Most GDPR Guides Are Not Written for You
If you have ever searched for GDPR small business advice, you have probably landed on a 6,000-word legal document that left you more confused than when you started. So here is the short version: GDPR does apply to your small business, but what you actually need to do depends on what kind of data you collect and what you do with it. Most small businesses can get compliant without hiring a lawyer.
Does GDPR Apply to Small Businesses?
Yes. The General Data Protection Regulation applies to any organisation that collects or processes personal data from people in the EU – regardless of size. There is no “too small to care” threshold.
That said, there is one meaningful exemption: businesses with fewer than 250 employees are not required to keep written records of their data processing activities – unless:
- The processing poses a risk to people’s rights or freedoms
- It is not occasional (i.e. you do it regularly)
- It includes special categories of data (health, religion, political views, etc.)
In practice, if you send marketing emails, run a website with analytics, or manage a customer database, you process data regularly – so the exemption probably does not apply to you.
What Does GDPR Actually Require?
Here is what most small businesses need to have in place:
| What | What It Means in Practice |
|---|---|
| Privacy policy | A clear page on your website explaining what data you collect, why, and who you share it with |
| Cookie consent | A proper cookie banner that lets users accept or decline non-essential cookies (analytics, ads) before they are set |
| Lawful basis for processing | A valid reason for every type of data you collect – consent, contract, legitimate interest, legal obligation |
| Data Processing Agreements | Contracts with any third-party tools that handle your users’ data (email platforms, CRMs, analytics tools) |
| Subject access request process | A way for people to request, correct, or delete their data – you have one month to respond |
| Breach notification | If you suffer a data breach, you must notify your national data protection authority within 72 hours |
The Tools You Use Are Part of the Picture Too
One thing many small business owners miss: if you use a US-based tool to handle customer data – a CRM, email marketing platform, cloud storage service – you need to check whether that transfer is covered by a valid legal mechanism under GDPR.
This matters more than most people realise. US companies can be compelled to hand over your customers’ data to US authorities under the CLOUD Act, even if the data is stored on European servers. If that happens, and you have no legal basis for that transfer, you could be in breach – even though you did nothing wrong. It is worth reading up on before you sign up for any US-based service.

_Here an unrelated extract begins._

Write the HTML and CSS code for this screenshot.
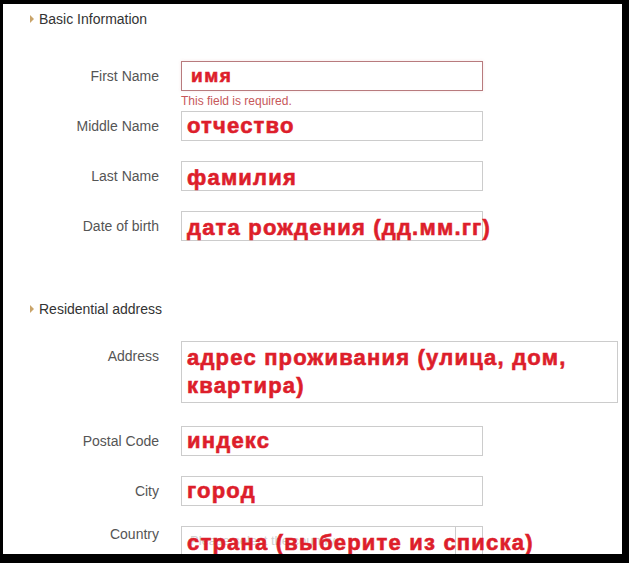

Do You Need a Data Protection Officer?
Most small businesses do not. You only need a formal Data Protection Officer (DPO) if:
- You are a public authority
- Your core activity involves large-scale, systematic monitoring of people
- Your core activity involves large-scale processing of special category data (health, criminal records, etc.)
If none of those apply to you, you do not legally need a DPO – but designating someone internally to handle data protection questions is still good practice.
Where to Register and Who Oversees You
Every EU member state has its own data protection authority (DPA). You are supervised by the DPA in the country where your business is established. If you operate across multiple EU countries, the “lead supervisory authority” is usually the DPA where your main EU establishment is.
A full list of national DPAs is available on the European Data Protection Board website.
What Are the Fines?
GDPR fines are calculated as a percentage of global annual turnover, not a flat fee – so they scale with the size of the business. There are two tiers:
- Up to €10 million or 2% of global turnover – for technical violations (no proper records, no DPA agreement, etc.)
- Up to €20 million or 4% of global turnover – for serious violations (processing without legal basis, ignoring individual rights, etc.)
In practice, regulators tend to focus their enforcement on larger organisations. But small businesses have been fined – particularly for things like invalid cookie consent, sending unsolicited marketing emails, or failing to respond to access requests.
Quick Answers
Does GDPR apply if I only have a few customers?
Yes. GDPR applies based on what type of data you process, not how many people you have.
Do I need consent for everything?
No. Consent is one legal basis, but not the only one. Legitimate interest, contract performance, and legal obligation are also valid – and often more appropriate.
What counts as personal data?
Any information that can identify a person, directly or indirectly. Names, email addresses, IP addresses, cookie IDs, and location data all count.
Can I use a US email platform like Mailchimp?
Yes, but you need to make sure there is a valid transfer mechanism in place (Standard Contractual Clauses, or the provider’s certification under the EU-US Data Privacy Framework). Check the provider’s DPA before signing up.